Diocletian (CE 284–305) realized that the empire was too large for one person to control. He created the tetrarchy in CE 285 thereby dividing the empire in half into the West and East. In CE 324, Constantine I established the city of Constantinople as the Eastern capital. Afterward, the East (Byzantine) Empire prospered while the West disintegrated. The city of Rome finally fell to Germanic tribes in CE 476 thus ending the Roman Empire. The East (Byzantine) Empire continued to exist and thrive until the Ottoman Turks captured Constantinople in CE 1453 and ended the empire.
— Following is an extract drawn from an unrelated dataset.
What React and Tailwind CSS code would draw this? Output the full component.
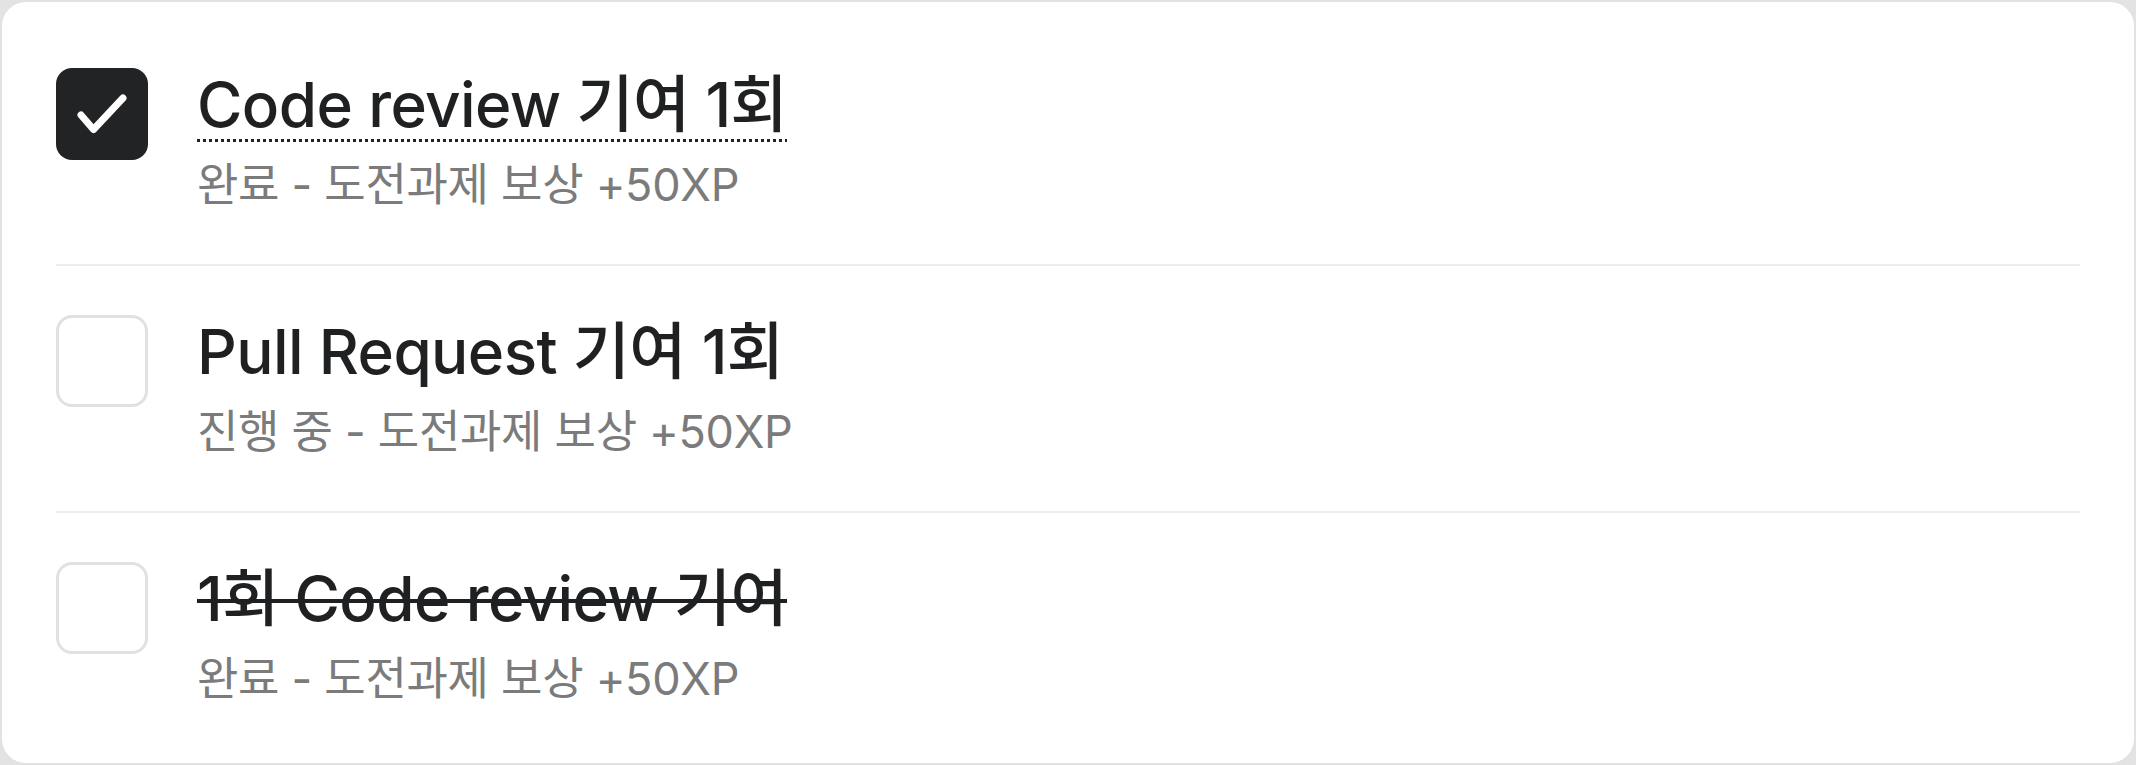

The Roman civilization set the foundation for Western culture. It introduced and spread the Latin language, provided a legal system that many modern Western governments would emulate, and spread or produced many inventions that aided in mass production. Also, the Roman Empire saw the development and expansion of Christianity. Interestingly, the church was the means that provided continuity of culture into Europe’s Medieval Age.
Conclusion
Modern Western civilization owes much to the civilizations of the Mediterranean Basin and the Middle East. They provided the foundation for art, architecture, science, mathematics, literature, religion, philosophy, law, and technology. One can hardly walk in a modern, Western city and not see evidence of this influence in architecture or hear it in the words people speak. Even the names of the stars and planets have links to these ancient cultures.